GOAL:
Give again, verbatim, the lines between the line that contains "Convert this screenshot" and the line that contains "const tabs = ['전체', '구매방법', '당첨확인", counting both ends. Pictures are excluded from the copy.

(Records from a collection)
►

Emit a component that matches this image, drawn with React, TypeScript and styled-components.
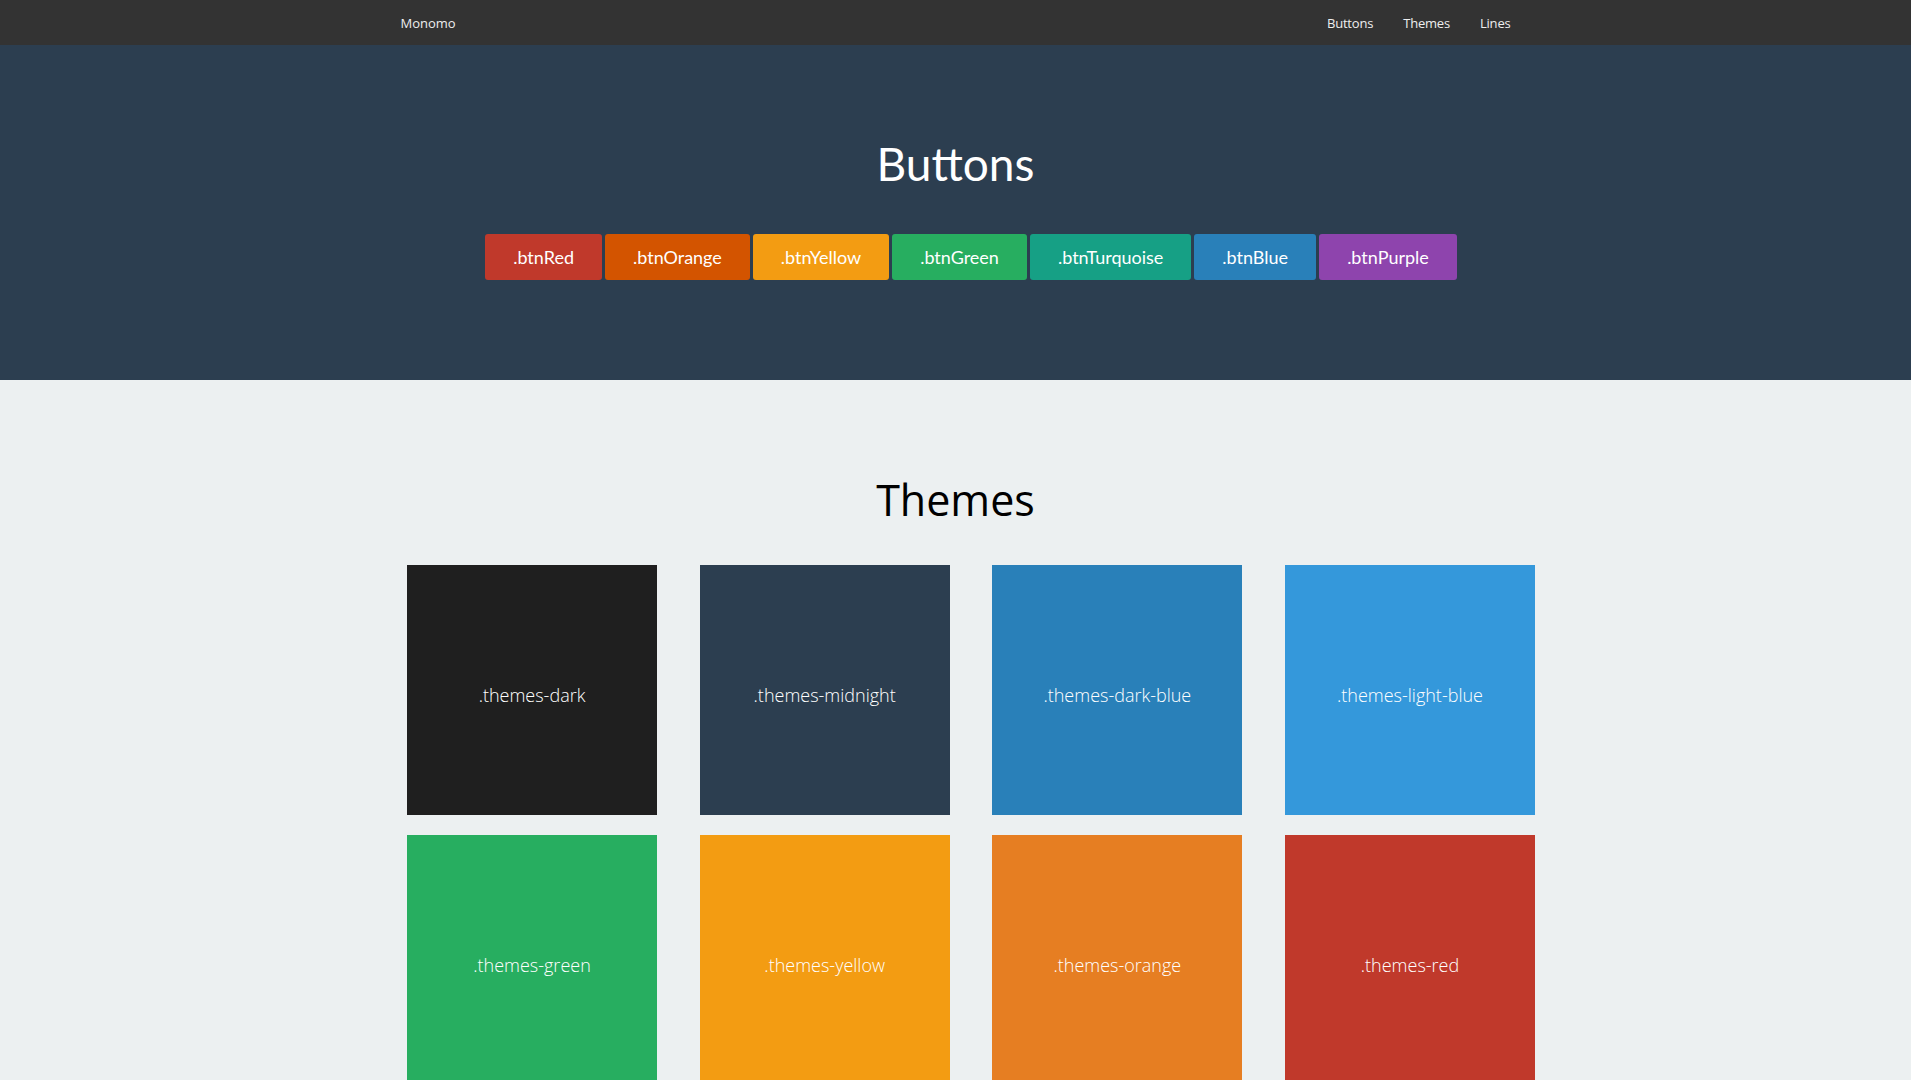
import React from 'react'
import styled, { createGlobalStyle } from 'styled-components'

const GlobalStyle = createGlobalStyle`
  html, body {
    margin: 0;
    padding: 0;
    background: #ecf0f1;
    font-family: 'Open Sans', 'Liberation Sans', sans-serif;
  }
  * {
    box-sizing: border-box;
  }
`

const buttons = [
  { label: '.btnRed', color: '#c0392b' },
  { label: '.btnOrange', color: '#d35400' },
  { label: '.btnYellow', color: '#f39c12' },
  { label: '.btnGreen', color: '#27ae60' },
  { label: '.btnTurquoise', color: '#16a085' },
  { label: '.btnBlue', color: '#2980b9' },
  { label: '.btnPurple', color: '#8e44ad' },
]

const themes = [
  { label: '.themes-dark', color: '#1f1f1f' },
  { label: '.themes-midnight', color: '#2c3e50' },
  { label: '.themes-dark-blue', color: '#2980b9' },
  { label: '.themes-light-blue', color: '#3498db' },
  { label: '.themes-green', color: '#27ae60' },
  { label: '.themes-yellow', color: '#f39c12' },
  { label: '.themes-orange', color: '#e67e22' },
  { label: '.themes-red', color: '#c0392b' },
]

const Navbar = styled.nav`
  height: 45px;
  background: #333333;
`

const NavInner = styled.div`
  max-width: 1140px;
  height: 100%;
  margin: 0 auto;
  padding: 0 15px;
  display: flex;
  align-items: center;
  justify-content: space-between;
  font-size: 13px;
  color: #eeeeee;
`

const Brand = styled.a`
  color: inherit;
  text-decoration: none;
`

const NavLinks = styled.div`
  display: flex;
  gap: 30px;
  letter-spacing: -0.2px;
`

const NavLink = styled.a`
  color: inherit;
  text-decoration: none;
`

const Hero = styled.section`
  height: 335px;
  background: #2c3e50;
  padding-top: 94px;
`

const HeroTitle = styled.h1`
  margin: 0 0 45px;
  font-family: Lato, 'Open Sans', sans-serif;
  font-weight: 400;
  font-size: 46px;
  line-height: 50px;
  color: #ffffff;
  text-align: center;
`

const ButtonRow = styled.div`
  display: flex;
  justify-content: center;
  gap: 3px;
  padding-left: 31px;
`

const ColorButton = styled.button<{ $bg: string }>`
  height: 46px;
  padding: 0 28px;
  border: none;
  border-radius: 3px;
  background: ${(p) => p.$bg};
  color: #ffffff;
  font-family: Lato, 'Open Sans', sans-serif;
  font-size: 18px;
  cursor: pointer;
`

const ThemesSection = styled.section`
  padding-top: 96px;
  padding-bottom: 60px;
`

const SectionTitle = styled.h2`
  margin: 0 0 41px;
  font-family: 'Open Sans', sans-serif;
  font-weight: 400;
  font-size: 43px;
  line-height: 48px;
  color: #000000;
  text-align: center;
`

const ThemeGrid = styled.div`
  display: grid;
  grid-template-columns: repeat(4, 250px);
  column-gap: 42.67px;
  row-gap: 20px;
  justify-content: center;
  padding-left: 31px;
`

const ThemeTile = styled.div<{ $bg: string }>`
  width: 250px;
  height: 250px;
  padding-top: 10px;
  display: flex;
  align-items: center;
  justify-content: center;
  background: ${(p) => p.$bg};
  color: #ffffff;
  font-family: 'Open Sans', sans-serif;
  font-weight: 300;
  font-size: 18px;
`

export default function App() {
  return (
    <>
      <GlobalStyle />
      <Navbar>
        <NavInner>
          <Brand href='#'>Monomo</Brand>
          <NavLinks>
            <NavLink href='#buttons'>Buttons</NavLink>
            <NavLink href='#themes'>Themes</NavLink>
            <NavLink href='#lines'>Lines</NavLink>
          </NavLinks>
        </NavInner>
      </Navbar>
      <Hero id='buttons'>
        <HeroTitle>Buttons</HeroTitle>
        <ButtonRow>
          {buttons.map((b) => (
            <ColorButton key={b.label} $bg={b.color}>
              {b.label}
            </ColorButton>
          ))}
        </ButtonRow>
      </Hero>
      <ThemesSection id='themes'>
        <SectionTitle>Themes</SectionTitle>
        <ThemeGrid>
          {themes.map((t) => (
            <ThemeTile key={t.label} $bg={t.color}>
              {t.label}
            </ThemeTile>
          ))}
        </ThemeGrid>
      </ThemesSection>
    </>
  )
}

◄
►

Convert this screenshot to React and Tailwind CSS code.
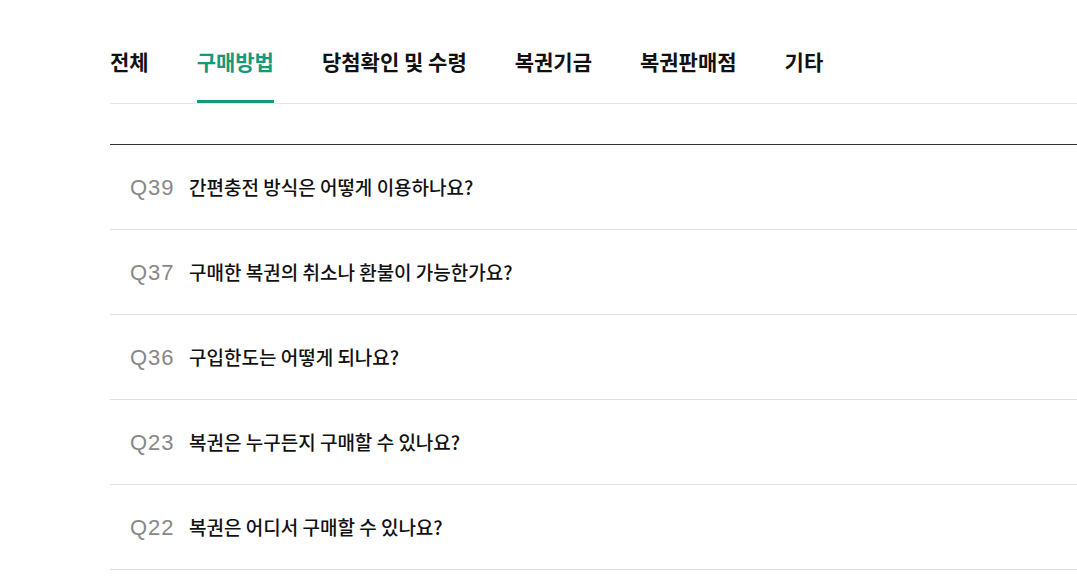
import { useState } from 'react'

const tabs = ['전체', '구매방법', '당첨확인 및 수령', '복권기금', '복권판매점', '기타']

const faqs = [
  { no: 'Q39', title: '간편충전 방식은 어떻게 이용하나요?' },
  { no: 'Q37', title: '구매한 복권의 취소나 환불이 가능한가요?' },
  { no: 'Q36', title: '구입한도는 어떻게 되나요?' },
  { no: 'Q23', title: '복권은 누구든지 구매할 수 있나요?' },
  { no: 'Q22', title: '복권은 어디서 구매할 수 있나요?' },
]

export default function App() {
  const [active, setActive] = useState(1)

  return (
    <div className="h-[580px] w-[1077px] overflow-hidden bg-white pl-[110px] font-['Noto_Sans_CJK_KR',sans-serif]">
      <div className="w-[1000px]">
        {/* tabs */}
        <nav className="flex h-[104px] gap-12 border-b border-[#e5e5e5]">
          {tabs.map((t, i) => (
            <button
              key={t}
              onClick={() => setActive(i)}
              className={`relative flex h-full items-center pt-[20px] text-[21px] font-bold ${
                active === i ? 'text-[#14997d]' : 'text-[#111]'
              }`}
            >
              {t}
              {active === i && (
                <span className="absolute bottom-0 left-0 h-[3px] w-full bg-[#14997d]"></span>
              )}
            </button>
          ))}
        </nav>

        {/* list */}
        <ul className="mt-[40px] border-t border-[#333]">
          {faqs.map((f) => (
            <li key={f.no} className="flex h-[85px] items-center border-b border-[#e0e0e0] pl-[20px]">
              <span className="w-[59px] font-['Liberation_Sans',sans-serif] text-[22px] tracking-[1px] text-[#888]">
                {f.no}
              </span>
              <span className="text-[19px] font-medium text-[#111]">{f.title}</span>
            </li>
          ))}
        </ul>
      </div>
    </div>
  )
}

◄

OUTPUT:
Convert this screenshot to React and Tailwind CSS code.
import { useState } from 'react'

const tabs = ['전체', '구매방법', '당첨확인 및 수령', '복권기금', '복권판매점', '기타']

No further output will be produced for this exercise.